According to various media sources quoting the Chinese Ministry of Industry and Information Technology appointed Google’s China website operator, Beijing Guxiang Information Technology Co. Ltd., as one of 137 firms whose licenses were revived following adjustments in their operations.

According to a statement, Wang Lijian, director of the news office of the Ministry of Industry and Information Technology, a main Internet regulator, mentioned that the government has renewed the “Internet Content Provider License” that Google uses in China for another year, a license required of all locally operated websites.

“We can confirm that the government has renewed our [Internet Content Provider] license,” Google said in a statement to various media outlets. The commercial license simply allows Google to operate its local Web portal, Google.cn, and continue syndicating search results to other local search engines.

Google spokeswoman for China Marsha Wang confirmed to AFP that the company had been granted the license renewal.

“We have passed the 2011 annual evaluation (of the license),” she said.

Google may be the leading search engine in the world, but it is the underdog in China after butting heads with the government on countless occasions over the past two years.

The ministry has issued the adjustments after some companies had modified their shareholding structures without official permission, provided services beyond their approved business range or had lax information security controls.

Chinese authorities regulates Internet content in part through issuing licenses and overseeing companies like Google and its chief Chinese competitor Baidu Inc. Authorities also block or limit access to websites based overseas.

Google scaled back its China operations last year after a public spat with authorities over its concerns about censorship and hacking, announcing that it would stop filtering its content as required by local regulations. The move caused users to fear the company would discontinue its Chinese-language services entirely, or that the government would retaliate by banning its websites within the country.

Google said in March last year it would no longer bow to government censors and effectively shut down its Chinese search engine, and redirected users from its Chinese domain address, Google.cn, to a website in Hong Kong whose search results Google does not filter.

While the dispute remained in place for over a year, the company’s market share has dropped in China over the past 20 months, falling due to increased competition from Chinese company Baidu, which also moved to utilize Google’s Android platform to release its own mobile operating system, but also because it refused to comply with China’s requirements for websites to self-censor content.

Moreover, the Chinese government continues to censor the search results of Google’s overseas sites for users inside the country, and access to the overseas sites and to its Gmail service have become increasingly unstable for users in China, causing Google’s share of traffic and revenue in the country to fall. The authorities have also placed blocks on Google’s YouTube service and has restricted access to Facebook and Twitter, both of which have popular Chinese rival services.

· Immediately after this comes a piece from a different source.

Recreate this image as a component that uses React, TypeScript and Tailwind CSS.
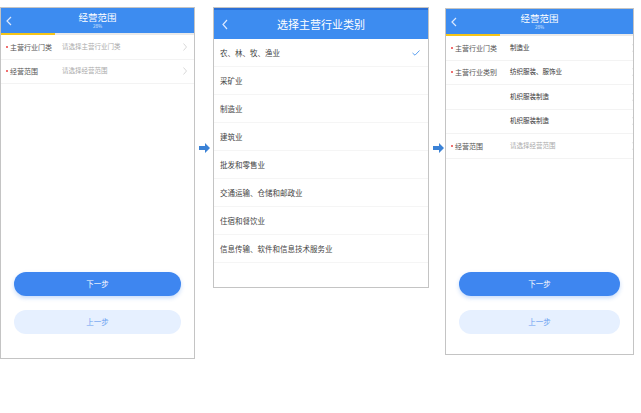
import React from "react";

const font = { fontFamily: '"Noto Sans CJK SC", "Noto Sans", sans-serif' };

function Back() {
  return (
    <svg width="6" height="10" viewBox="0 0 6 10" className="shrink-0">
      <path d="M5 1 L1 5 L5 9" fill="none" stroke="#dbe8ff" strokeWidth="1.2" />
    </svg>
  );
}

function Chevron({ clip = false }: { clip?: boolean }) {
  return (
    <svg width="4" height="8" viewBox="0 0 4 8" className={clip ? "mr-[-10px]" : ""}>
      <path d="M0.5 0.5 L3.5 4 L0.5 7.5" fill="none" stroke="#cfcfcf" strokeWidth="0.8" />
    </svg>
  );
}

function Arrow() {
  return (
    <svg width="11" height="10" viewBox="0 0 11 10">
      <path d="M0 3 H6 V0 L11 5 L6 10 V7 H0 Z" fill="#3b82d6" />
    </svg>
  );
}

function Header({ title }: { title: string }) {
  return (
    <div className="relative">
      <div className="h-[25px] bg-[#3d8cf0] flex items-center px-[5px] relative">
        <Back />
        <div className="absolute inset-0 flex flex-col items-center justify-center">
          <div className="text-[9.5px] leading-[11px] text-white">{title}</div>
          <div className="text-[4.5px] leading-[6px] text-[#dbe8ff]">28%</div>
        </div>
      </div>
      <div className="h-[2px] bg-[#eaeaea]">
        <div className="h-[2px] w-[54px] bg-[#f5c518]" />
      </div>
    </div>
  );
}

function Row({
  label,
  value,
  placeholder,
  star = true,
  clip = false,
  labelW = "w-[56px]",
}: {
  label?: string;
  value: string;
  placeholder?: boolean;
  star?: boolean;
  clip?: boolean;
  labelW?: string;
}) {
  return (
    <div className="h-[24.5px] flex items-center border-b border-[#f3f3f3] pl-[5px] pr-[7px]">
      <div className={`${labelW} flex items-center text-[7px] text-[#555]`}>
        {label ? (
          <>
            {star && <span className="w-[2px] h-[2px] bg-[#f07070] mr-[2px]" />}
            <span>{label}</span>
          </>
        ) : null}
      </div>
      <div className={`flex-1 text-[6.5px] ${placeholder ? "text-[#aaa]" : "text-[#333]"}`}>{value}</div>
      <Chevron clip={clip} />
    </div>
  );
}

function Buttons() {
  return (
    <div className="flex flex-col gap-[14px] px-[13px]">
      <div className="h-[24px] rounded-full bg-[#3e86f0] shadow-[0_2px_4px_rgba(62,134,240,0.3)] flex items-center justify-center text-[7.5px] text-white">
        下一步
      </div>
      <div className="h-[24px] rounded-full bg-[#e6f0ff] flex items-center justify-center text-[7.5px] text-[#6a9ef0]">
        上一步
      </div>
    </div>
  );
}

const list = [
  "农、林、牧、渔业",
  "采矿业",
  "制造业",
  "建筑业",
  "批发和零售业",
  "交通运输、仓储和邮政业",
  "住宿和餐饮业",
  "信息传输、软件和信息技术服务业",
];

export default function App() {
  return (
    <div style={font} className="w-[641px] h-[413px] bg-white flex items-start pt-[7px]">
      {/* Panel 1 */}
      <div className="w-[195px] h-[352px] border border-[#c4c4c4] flex flex-col bg-white">
        <Header title="经营范围" />
        <Row label="主营行业门类" value="请选择主营行业门类" placeholder />
        <Row label="经营范围" value="请选择经营范围" placeholder />
        <div className="flex-1" />
        <Buttons />
        <div className="h-[24px]" />
      </div>

      <div className="w-[18px] flex justify-center pt-[136px] pl-[1px]">
        <Arrow />
      </div>

      {/* Panel 2 */}
      <div className="w-[216px] h-[281px] border border-[#c4c4c4] flex flex-col bg-white">
        <div className="h-[2px] bg-[#2a6fd6]" />
        <div className="h-[29px] bg-[#3d8cf0] flex items-center px-[8px] relative">
          <svg width="6" height="11" viewBox="0 0 6 11">
            <path d="M5 1 L1 5.5 L5 10" fill="none" stroke="#dbe8ff" strokeWidth="1.2" />
          </svg>
          <div className="absolute inset-0 flex items-center justify-center text-[11px] text-white">
            选择主营行业类别
          </div>
        </div>
        {list.map((t, i) => (
          <div
            key={t}
            className="h-[28px] flex items-center justify-between border-b border-[#f5f5f5] pl-[6px] pr-[8px] text-[7.5px] text-[#444]"
          >
            <span>{t}</span>
            {i === 0 && (
              <svg width="8" height="6" viewBox="0 0 8 6">
                <path d="M0.5 3 L3 5.2 L7.5 0.5" fill="none" stroke="#5fa2f0" strokeWidth="1" />
              </svg>
            )}
          </div>
        ))}
      </div>

      <div className="w-[16px] flex justify-center pt-[136px] pl-[2px]">
        <Arrow />
      </div>

      {/* Panel 3 */}
      <div className="w-[189px] h-[347px] border border-[#c4c4c4] flex flex-col bg-white mt-[1px] overflow-hidden">
        <Header title="经营范围" />
        <Row label="主营行业门类" value="制造业" labelW="w-[59px]" clip />
        <Row label="主营行业类别" value="纺织服装、服饰业" labelW="w-[59px]" clip />
        <Row value="机织服装制造" labelW="w-[59px]" clip />
        <Row value="机织服装制造" labelW="w-[59px]" clip />
        <Row label="经营范围" value="请选择经营范围" placeholder labelW="w-[59px]" clip />
        <div className="flex-1" />
        <Buttons />
        <div className="h-[20px]" />
      </div>
    </div>
  );
}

According to China-based Analysys International, Google China’s market share in the second quarter slid 0.3 percent to 18.9 percent of the online search market. Baidu, a local search provider, has inched its way up over the years to 75.9 percent.

At its three-year peak, Google China held 35.6 percent of the market versus Baidu’s 58.4 percent, back in 2009.

Nevertheless, Google, otherwise the largest search engine in the world, is striving to compete with China’s homegrown Baidu, which has now partnered with Google rival Microsoft to get its English languages searches powered by Bing.